个人笔记
SongPinru 的小仓库
节点退役方案:
1.退役前检查HDFS块信息是否有错误,如果有错误的块,先修复
(PS:使用hdfs用户执行)
检查命令
hdfs fsck -list-corruptfileblocks -openforwrite -files -blocks -locations
修复命令
hdfs debug recoverLease -path /path
2.退役节点
CDH中搜索dfs_hosts_exclude.txt
增加要下线的节点ip
在黑名单中配置要下线的节点,然后保存并刷新hdfs(不会重启集群)
或者登录active namenode ,找到配置文件目录,修改dfs_hosts_exclude.txt
然后执行:
hadoop dfsadmin -refreshNodes
此时下线节点状态变为decommissioning(可在web界面查看)
3.等待节点下线完毕
可以在webUi查看,或使用以下命令
此命令可用于查看副本是否复制完毕:
hdfs dfsadmin -report -decommissioning
root@bjuc49:/home/ops# hdfs dfsadmin -report -decommissioning
Configured Capacity: 67358447177728 (61.26 TB)

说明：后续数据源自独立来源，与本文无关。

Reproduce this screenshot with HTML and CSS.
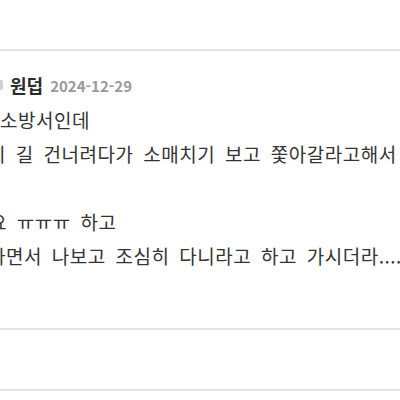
FILE: index.html
```html
<!DOCTYPE html>
<html lang="ko">
<head>
    <meta charset="UTF-8">
    <meta name="viewport" content="width=device-width, initial-scale=1.0">
    <title>댓글</title>
    <link rel="stylesheet" href="styles.css">
</head>
<body>
    <div class="top-space"></div>
    <div class="comment">
        <div class="comment-head">
            <span class="level-icon"></span>
            <span class="nick">원덥</span>
            <span class="date">2024-12-29</span>
        </div>
        <div class="comment-body">
            <div class="line">소방서인데</div>
            <div class="line cut-2">기 길 건너려다가 소매치기 보고 쫓아갈라고해서</div>
            <div class="line empty"></div>
            <div class="line cut-4">아요 ㅠㅠㅠ 하고</div>
            <div class="line cut-5">하면서 나보고 조심히 다니라고 하고 가시더라....</div>
        </div>
    </div>
    <div class="reply-box"></div>
    <div class="bottom-space"></div>
</body>
</html>
```

FILE: styles.css
```css
body {
    margin: 0;
    width: 400px;
    height: 400px;
    overflow: hidden;
    background-color: #ffffff;
    font-family: "Noto Sans CJK KR", "Noto Sans", sans-serif;
    color: #333333;
}

.top-space {
    height: 49px;
}

.comment {
    border-top: 2px solid #e2e2e2;
    height: 279px;
    padding-top: 19px;
    box-sizing: border-box;
    overflow: hidden;
}

.comment-head {
    display: flex;
    align-items: center;
    gap: 7px;
    height: 30px;
}

.level-icon {
    width: 10px;
    height: 10px;
    margin-left: -7px;
    background-color: #d0d0d0;
    border-radius: 2px;
}

.nick {
    font-size: 18px;
    font-weight: bold;
    color: #2b2b2b;
}

.date {
    font-size: 15px;
    font-weight: bold;
    color: #9a9a9a;
}

.comment-body {
    margin-top: 3px;
    font-size: 19px;
    letter-spacing: 0.5px;
    word-spacing: 4px;
}

.line {
    height: 34px;
    line-height: 34px;
    white-space: nowrap;
}

.cut-2 {
    margin-left: -12px;
}

.cut-4 {
    margin-left: -29px;
}

.cut-5 {
    margin-left: -12px;
}

.reply-box {
    border-top: 2px solid #e2e2e2;
    height: 59px;
}

.bottom-space {
    border-top: 2px solid #e2e2e2;
}
```
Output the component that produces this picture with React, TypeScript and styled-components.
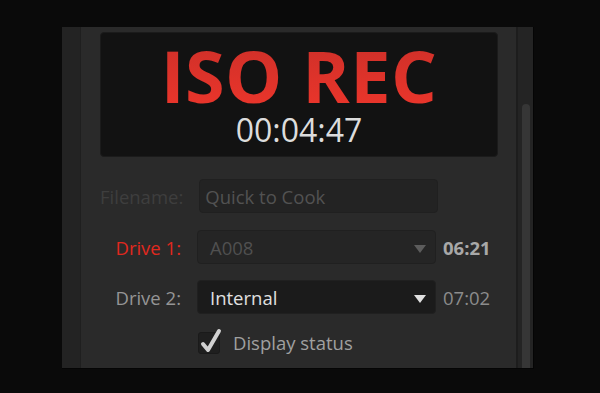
import React from "react";
import styled, { createGlobalStyle } from "styled-components";

const GlobalStyle = createGlobalStyle`
  html, body {
    margin: 0;
    padding: 0;
    background: #0a0a0a;
  }
  body {
    font-family: "Open Sans", "Noto Sans", sans-serif;
  }
`;

const Page = styled.div`
  width: 600px;
  height: 393px;
  padding: 27px 0 0 62px;
  box-sizing: border-box;
  background: #0a0a0a;
  overflow: hidden;
`;

const Panel = styled.div`
  width: 471px;
  height: 341px;
  display: flex;
  background: #2a2a2a;
  border-right: 1px solid #050505;
  border-bottom: 1px solid #050505;
  overflow: hidden;
`;

const Gutter = styled.div`
  flex: 0 0 18px;
  background: #232323;
  border-right: 1px solid #1f1f1f;
`;

const Content = styled.div`
  flex: 1;
  min-width: 0;
  padding: 5px 18px 0 19px;
  display: flex;
  flex-direction: column;
`;

const ScrollColumn = styled.div`
  flex: 0 0 17px;
  background: #242424;
  border-left: 2px solid #1d1d1d;
  padding: 77px 3px 0 4px;
  box-sizing: border-box;
`;

const Thumb = styled.div`
  height: 300px;
  background: #363636;
  border-radius: 5px 5px 0 0;
`;

const Display = styled.div`
  height: 125px;
  background: #121212;
  border: 1px solid #1b1b1b;
  border-radius: 4px;
  display: flex;
  flex-direction: column;
  align-items: center;
  box-sizing: border-box;
  padding-top: 10px;
`;

const RecTitle = styled.div`
  font-family: "Open Sans", sans-serif;
  font-weight: 700;
  font-size: 72px;
  line-height: 64px;
  background: linear-gradient(#cf3029, #ea352b);
  -webkit-background-clip: text;
  background-clip: text;
  -webkit-text-fill-color: transparent;
  letter-spacing: 0.5px;
`;

const Timecode = styled.div`
  font-size: 32px;
  line-height: 30px;
  color: #dcdcdc;
  margin-top: 8px;
`;

const Form = styled.div`
  display: flex;
  flex-direction: column;
  margin-top: 22px;
`;

const Row = styled.div<{ $gap?: number }>`
  display: flex;
  align-items: center;
  margin-top: ${(p) => p.$gap ?? 0}px;
`;

const Label = styled.div<{ $color: string }>`
  flex: 0 0 81px;
  margin-right: 16px;
  text-align: right;
  font-size: 18.5px;
  color: ${(p) => p.$color};
  white-space: nowrap;
`;

const Field = styled.div<{ $bg: string; $color: string; $pad: number }>`
  flex: 0 0 239px;
  height: 34px;
  box-sizing: border-box;
  display: flex;
  align-items: center;
  justify-content: space-between;
  padding: 0 9px 0 ${(p) => p.$pad}px;
  background: ${(p) => p.$bg};
  border: 1px solid #202020;
  border-radius: 4px;
  font-size: 18.5px;
  color: ${(p) => p.$color};
`;

const Arrow = styled.span<{ $color: string }>`
  width: 0;
  height: 0;
  border-left: 6px solid transparent;
  border-right: 6px solid transparent;
  border-top: 8px solid ${(p) => p.$color};
  margin-top: 3px;
`;

const Time = styled.div<{ $bold?: boolean; $color: string }>`
  margin-left: 7px;
  font-size: 18.5px;
  font-weight: ${(p) => (p.$bold ? 700 : 400)};
  color: ${(p) => p.$color};
  white-space: nowrap;
`;

const CheckRow = styled.div`
  display: flex;
  align-items: center;
  margin-top: 16px;
  margin-left: 98px;
`;

const CheckBox = styled.div`
  position: relative;
  flex: 0 0 22px;
  height: 22px;
  background: #1f1f1f;
  border: 1px solid #1a1a1a;
  border-radius: 3px;
  box-sizing: border-box;
`;

const CheckMark = styled.svg`
  position: absolute;
  left: 1px;
  top: -5px;
`;

const CheckLabel = styled.div`
  margin-left: 13px;
  font-size: 18.5px;
  color: #a0a0a0;
`;

export default function App() {
  return (
    <>
      <GlobalStyle />
      <Page>
        <Panel>
          <Gutter />
          <Content>
            <Display>
              <RecTitle>ISO REC</RecTitle>
              <Timecode>00:04:47</Timecode>
            </Display>
            <Form>
              <Row>
                <Label $color="#3e3e3e">Filename:</Label>
                <Field $bg="#232323" $color="#525252" $pad={5}>
                  Quick to Cook
                </Field>
              </Row>
              <Row $gap={17}>
                <Label $color="#e0281e">Drive 1:</Label>
                <Field $bg="#252525" $color="#505050" $pad={12}>
                  A008
                  <Arrow $color="#5c5c5c" />
                </Field>
                <Time $bold $color="#a8a8a8">
                  06:21
                </Time>
              </Row>
              <Row $gap={16}>
                <Label $color="#959595">Drive 2:</Label>
                <Field $bg="#1b1b1b" $color="#e0e0e0" $pad={12}>
                  Internal
                  <Arrow $color="#e0e0e0" />
                </Field>
                <Time $color="#8c8c8c">07:02</Time>
              </Row>
              <CheckRow>
                <CheckBox>
                  <CheckMark width="22" height="26" viewBox="0 0 22 26">
                    <path
                      d="M3 16 L8 22 L19 3"
                      fill="none"
                      stroke="#d0d0d0"
                      strokeWidth="4"
                      strokeLinecap="round"
                      strokeLinejoin="round"
                    />
                  </CheckMark>
                </CheckBox>
                <CheckLabel>Display status</CheckLabel>
              </CheckRow>
            </Form>
          </Content>
          <ScrollColumn>
            <Thumb />
          </ScrollColumn>
        </Panel>
      </Page>
    </>
  );
}
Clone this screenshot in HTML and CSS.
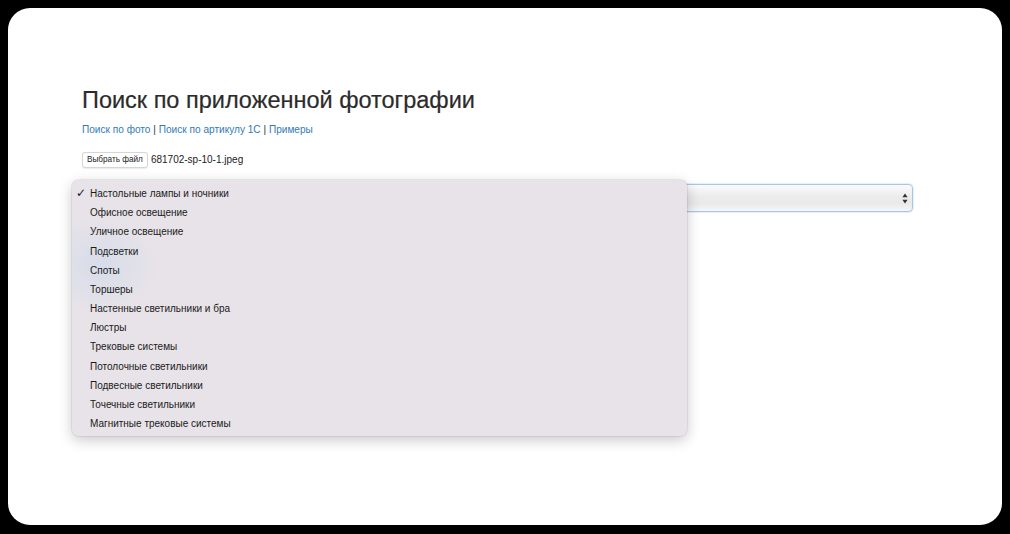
FILE: index.html
```html
<!DOCTYPE html>
<html lang="ru">
<head>
<meta charset="utf-8">
<title>Поиск по приложенной фотографии</title>
<link rel="stylesheet" href="styles.css">
</head>
<body>
<div class="frame">
  <div class="container">
    <h1 class="title">Поиск по приложенной фотографии</h1>
    <p class="links"><a href="#">Поиск по фото</a> | <a href="#">Поиск по артикулу 1С</a> | <a href="#">Примеры</a></p>
    <div class="file-row">
      <span class="file-btn">Выбрать файл</span>
      <span class="file-name">681702-sp-10-1.jpeg</span>
    </div>
    <div class="select-wrap">
      <div class="select">
        <svg class="arrows" width="6" height="11" viewBox="0 0 6 11"><path d="M3 0.5 L5.6 4.2 L0.4 4.2 Z M3 10.5 L5.6 6.8 L0.4 6.8 Z" fill="#333"/></svg>
      </div>
      <ul class="popup">
        <li class="checked"><span class="check">✓</span>Настольные лампы и ночники</li>
        <li>Офисное освещение</li>
        <li>Уличное освещение</li>
        <li>Подсветки</li>
        <li>Споты</li>
        <li>Торшеры</li>
        <li>Настенные светильники и бра</li>
        <li>Люстры</li>
        <li>Трековые системы</li>
        <li>Потолочные светильники</li>
        <li>Подвесные светильники</li>
        <li>Точечные светильники</li>
        <li>Магнитные трековые системы</li>
      </ul>
    </div>
  </div>
</div>
</body>
</html>
```
FILE: styles.css
```css
html, body {
  margin: 0;
  padding: 0;
  background: #000;
}
body {
  font-family: "Liberation Sans", Arial, sans-serif;
  color: #333;
}
.frame {
  margin: 8px 8px 9px 8px;
  height: 517px;
  background: #fff;
  border-radius: 22px;
  overflow: hidden;
}
.container {
  padding: 79px 89px 0 74px;
}
.title {
  margin: 0;
  font-size: 23.5px;
  line-height: 26px;
  font-weight: normal;
  color: #2b2b2b;
  -webkit-text-stroke: 0.2px #2b2b2b;
}
.links {
  margin: 10px 0 0 0;
  font-size: 10.1px;
  line-height: 14px;
  color: #333;
}
.links a {
  color: #337ab7;
  text-decoration: none;
}
.file-row {
  margin-top: 15px;
  height: 16px;
  display: flex;
  align-items: center;
}
.file-btn {
  font-size: 8.2px;
  line-height: 12px;
  padding: 1px 4px;
  border: 1px solid #d6d6d6;
  border-radius: 3px;
  background: #fff;
  color: #222;
  box-shadow: 0 0.5px 1px rgba(0,0,0,0.08);
}
.file-name {
  margin-left: 3px;
  font-size: 10px;
  line-height: 16px;
  color: #222;
}
.select-wrap {
  position: relative;
  margin-top: 16px;
}
.select {
  height: 26px;
  border: 1px solid #a3c8ee;
  border-radius: 4px;
  background: linear-gradient(#fbfbfb 0%, #ececec 45%, #e9e9e9 70%, #f6f6f6 100%);
  display: flex;
  align-items: center;
  justify-content: flex-end;
  padding-right: 4px;
  box-shadow: 0 0 0 0.5px #cfe2f6;
}
.arrows {
  display: block;
}
.popup {
  position: absolute;
  left: -10px;
  top: -4px;
  width: 615px;
  margin: 0;
  padding: 4px 0 3px 0;
  box-sizing: border-box;
  height: 256px;
  list-style: none;
  background: radial-gradient(ellipse 60px 50px at 28px 85px, rgba(200,215,235,0.55), rgba(232,227,232,0) 100%), #e8e3e8;
  border-radius: 6px;
  box-shadow: 0 0 0 0.5px rgba(0,0,0,0.12), 0 4px 14px rgba(0,0,0,0.22);
  font-size: 10px;
  line-height: 19.17px;
  color: #1a1a1a;
}
.popup li {
  position: relative;
  padding-left: 18px;
  white-space: nowrap;
}
.check {
  position: absolute;
  left: 4px;
  top: 0;
  font-size: 12px;
  font-family: "DejaVu Sans", sans-serif;
  line-height: 19px;
}
```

Present Capacity: 66731792277188 (60.69 TB)
DFS Remaining: 19512827293507 (17.75 TB)
DFS Used: 47218964983681 (42.95 TB)
DFS Used%: 70.76%
Replicated Blocks:
Under replicated blocks: 0
Blocks with corrupt replicas: 0
Missing blocks: 0
Missing blocks (with replication factor 1): 0
Low redundancy blocks with highest priority to recover: 0
Pending deletion blocks: 6
Erasure Coded Block Groups:
Low redundancy block groups: 0
Block groups with corrupt internal blocks: 0
Missing block groups: 0
Low redundancy blocks with highest priority to recover: 0
Pending deletion blocks: 0
-------------------------------------------------
Decommissioning datanodes (0):
- Under replicated blocks: 副本数不完整的块(用来查看下线进度)
- Blocks with corrupt replicas: 副本错误的块
- Missing blocks: 丢失的块